→ **Given request**: Extract the complete listing and repeat it word for word.

━━ Data shown ━━

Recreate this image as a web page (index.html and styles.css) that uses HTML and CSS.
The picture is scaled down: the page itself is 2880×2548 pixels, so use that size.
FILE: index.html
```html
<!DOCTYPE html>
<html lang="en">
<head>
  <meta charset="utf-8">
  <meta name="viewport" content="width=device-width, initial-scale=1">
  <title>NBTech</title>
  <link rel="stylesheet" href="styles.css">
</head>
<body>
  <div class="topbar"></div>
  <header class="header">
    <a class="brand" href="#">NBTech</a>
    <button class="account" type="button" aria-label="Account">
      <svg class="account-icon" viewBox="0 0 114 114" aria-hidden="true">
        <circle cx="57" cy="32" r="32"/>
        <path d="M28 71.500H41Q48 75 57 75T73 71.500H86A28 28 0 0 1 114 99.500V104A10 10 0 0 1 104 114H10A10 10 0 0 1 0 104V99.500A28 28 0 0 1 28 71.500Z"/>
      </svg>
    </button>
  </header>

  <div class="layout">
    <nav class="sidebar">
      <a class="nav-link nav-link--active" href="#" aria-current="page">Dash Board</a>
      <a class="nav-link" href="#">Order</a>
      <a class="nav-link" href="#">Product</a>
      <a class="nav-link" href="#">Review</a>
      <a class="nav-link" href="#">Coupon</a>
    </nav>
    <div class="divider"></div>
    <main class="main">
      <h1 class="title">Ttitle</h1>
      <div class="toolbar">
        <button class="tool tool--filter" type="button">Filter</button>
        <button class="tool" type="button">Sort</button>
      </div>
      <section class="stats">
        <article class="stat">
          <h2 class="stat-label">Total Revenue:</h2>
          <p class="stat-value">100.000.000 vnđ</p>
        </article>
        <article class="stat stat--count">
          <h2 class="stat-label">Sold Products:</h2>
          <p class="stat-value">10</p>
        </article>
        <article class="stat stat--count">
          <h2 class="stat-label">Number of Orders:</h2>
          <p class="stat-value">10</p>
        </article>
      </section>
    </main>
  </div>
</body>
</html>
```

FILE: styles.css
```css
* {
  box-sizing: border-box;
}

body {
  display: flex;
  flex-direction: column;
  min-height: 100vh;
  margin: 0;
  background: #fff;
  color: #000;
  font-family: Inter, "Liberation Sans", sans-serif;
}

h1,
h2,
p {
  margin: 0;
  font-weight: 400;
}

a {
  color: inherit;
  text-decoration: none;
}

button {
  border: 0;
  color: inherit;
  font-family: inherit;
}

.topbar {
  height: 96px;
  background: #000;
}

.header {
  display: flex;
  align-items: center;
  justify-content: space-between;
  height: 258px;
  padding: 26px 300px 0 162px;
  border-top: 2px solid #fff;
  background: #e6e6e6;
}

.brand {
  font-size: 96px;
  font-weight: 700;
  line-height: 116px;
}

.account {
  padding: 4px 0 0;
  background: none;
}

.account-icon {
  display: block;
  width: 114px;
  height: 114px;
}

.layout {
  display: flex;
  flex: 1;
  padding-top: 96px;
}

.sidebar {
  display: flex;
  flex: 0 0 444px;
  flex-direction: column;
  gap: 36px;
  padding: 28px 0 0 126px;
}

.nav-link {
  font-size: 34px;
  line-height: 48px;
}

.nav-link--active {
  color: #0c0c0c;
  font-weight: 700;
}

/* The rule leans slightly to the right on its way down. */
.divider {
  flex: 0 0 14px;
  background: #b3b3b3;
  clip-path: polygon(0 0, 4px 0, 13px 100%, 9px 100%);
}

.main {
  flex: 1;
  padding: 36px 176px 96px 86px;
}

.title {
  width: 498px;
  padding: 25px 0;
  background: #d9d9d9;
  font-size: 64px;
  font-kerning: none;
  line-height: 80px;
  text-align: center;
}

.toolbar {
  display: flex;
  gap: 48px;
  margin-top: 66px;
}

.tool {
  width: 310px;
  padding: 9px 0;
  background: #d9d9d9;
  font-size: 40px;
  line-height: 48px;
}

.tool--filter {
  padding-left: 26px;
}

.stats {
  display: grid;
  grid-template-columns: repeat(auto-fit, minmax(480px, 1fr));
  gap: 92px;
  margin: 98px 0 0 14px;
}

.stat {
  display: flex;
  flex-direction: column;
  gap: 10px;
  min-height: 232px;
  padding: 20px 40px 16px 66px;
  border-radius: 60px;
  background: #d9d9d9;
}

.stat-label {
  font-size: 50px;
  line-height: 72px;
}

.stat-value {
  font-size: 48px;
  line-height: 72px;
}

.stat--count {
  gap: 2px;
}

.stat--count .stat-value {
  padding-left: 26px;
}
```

━━━

→ **Complete response**:
Recreate this image as a web page (index.html and styles.css) that uses HTML and CSS.
The picture is scaled down: the page itself is 2880×2548 pixels, so use that size.
FILE: index.html
```html
<!DOCTYPE html>
<html lang="en">
<head>
  <meta charset="utf-8">
  <meta name="viewport" content="width=device-width, initial-scale=1">
  <title>NBTech</title>
  <link rel="stylesheet" href="styles.css">
</head>
<body>
  <div class="topbar"></div>
  <header class="header">
    <a class="brand" href="#">NBTech</a>
    <button class="account" type="button" aria-label="Account">
      <svg class="account-icon" viewBox="0 0 114 114" aria-hidden="true">
        <circle cx="57" cy="32" r="32"/>
        <path d="M28 71.500H41Q48 75 57 75T73 71.500H86A28 28 0 0 1 114 99.500V104A10 10 0 0 1 104 114H10A10 10 0 0 1 0 104V99.500A28 28 0 0 1 28 71.500Z"/>
      </svg>
    </button>
  </header>

  <div class="layout">
    <nav class="sidebar">
      <a class="nav-link nav-link--active" href="#" aria-current="page">Dash Board</a>
      <a class="nav-link" href="#">Order</a>
      <a class="nav-link" href="#">Product</a>
      <a class="nav-link" href="#">Review</a>
      <a class="nav-link" href="#">Coupon</a>
    </nav>
    <div class="divider"></div>
    <main class="main">
      <h1 class="title">Ttitle</h1>
      <div class="toolbar">
        <button class="tool tool--filter" type="button">Filter</button>
        <button class="tool" type="button">Sort</button>
      </div>
      <section class="stats">
        <article class="stat">
          <h2 class="stat-label">Total Revenue:</h2>
          <p class="stat-value">100.000.000 vnđ</p>
        </article>
        <article class="stat stat--count">
          <h2 class="stat-label">Sold Products:</h2>
          <p class="stat-value">10</p>
        </article>
        <article class="stat stat--count">
          <h2 class="stat-label">Number of Orders:</h2>
          <p class="stat-value">10</p>
        </article>
      </section>
    </main>
  </div>
</body>
</html>
```

FILE: styles.css
```css
* {
  box-sizing: border-box;
}

body {
  display: flex;
  flex-direction: column;
  min-height: 100vh;
  margin: 0;
  background: #fff;
  color: #000;
  font-family: Inter, "Liberation Sans", sans-serif;
}

h1,
h2,
p {
  margin: 0;
  font-weight: 400;
}

a {
  color: inherit;
  text-decoration: none;
}

button {
  border: 0;
  color: inherit;
  font-family: inherit;
}

.topbar {
  height: 96px;
  background: #000;
}

.header {
  display: flex;
  align-items: center;
  justify-content: space-between;
  height: 258px;
  padding: 26px 300px 0 162px;
  border-top: 2px solid #fff;
  background: #e6e6e6;
}

.brand {
  font-size: 96px;
  font-weight: 700;
  line-height: 116px;
}

.account {
  padding: 4px 0 0;
  background: none;
}

.account-icon {
  display: block;
  width: 114px;
  height: 114px;
}

.layout {
  display: flex;
  flex: 1;
  padding-top: 96px;
}

.sidebar {
  display: flex;
  flex: 0 0 444px;
  flex-direction: column;
  gap: 36px;
  padding: 28px 0 0 126px;
}

.nav-link {
  font-size: 34px;
  line-height: 48px;
}

.nav-link--active {
  color: #0c0c0c;
  font-weight: 700;
}

/* The rule leans slightly to the right on its way down. */
.divider {
  flex: 0 0 14px;
  background: #b3b3b3;
  clip-path: polygon(0 0, 4px 0, 13px 100%, 9px 100%);
}

.main {
  flex: 1;
  padding: 36px 176px 96px 86px;
}

.title {
  width: 498px;
  padding: 25px 0;
  background: #d9d9d9;
  font-size: 64px;
  font-kerning: none;
  line-height: 80px;
  text-align: center;
}

.toolbar {
  display: flex;
  gap: 48px;
  margin-top: 66px;
}

.tool {
  width: 310px;
  padding: 9px 0;
  background: #d9d9d9;
  font-size: 40px;
  line-height: 48px;
}

.tool--filter {
  padding-left: 26px;
}

.stats {
  display: grid;
  grid-template-columns: repeat(auto-fit, minmax(480px, 1fr));
  gap: 92px;
  margin: 98px 0 0 14px;
}

.stat {
  display: flex;
  flex-direction: column;
  gap: 10px;
  min-height: 232px;
  padding: 20px 40px 16px 66px;
  border-radius: 60px;
  background: #d9d9d9;
}

.stat-label {
  font-size: 50px;
  line-height: 72px;
}

.stat-value {
  font-size: 48px;
  line-height: 72px;
}

.stat--count {
  gap: 2px;
}

.stat--count .stat-value {
  padding-left: 26px;
}
```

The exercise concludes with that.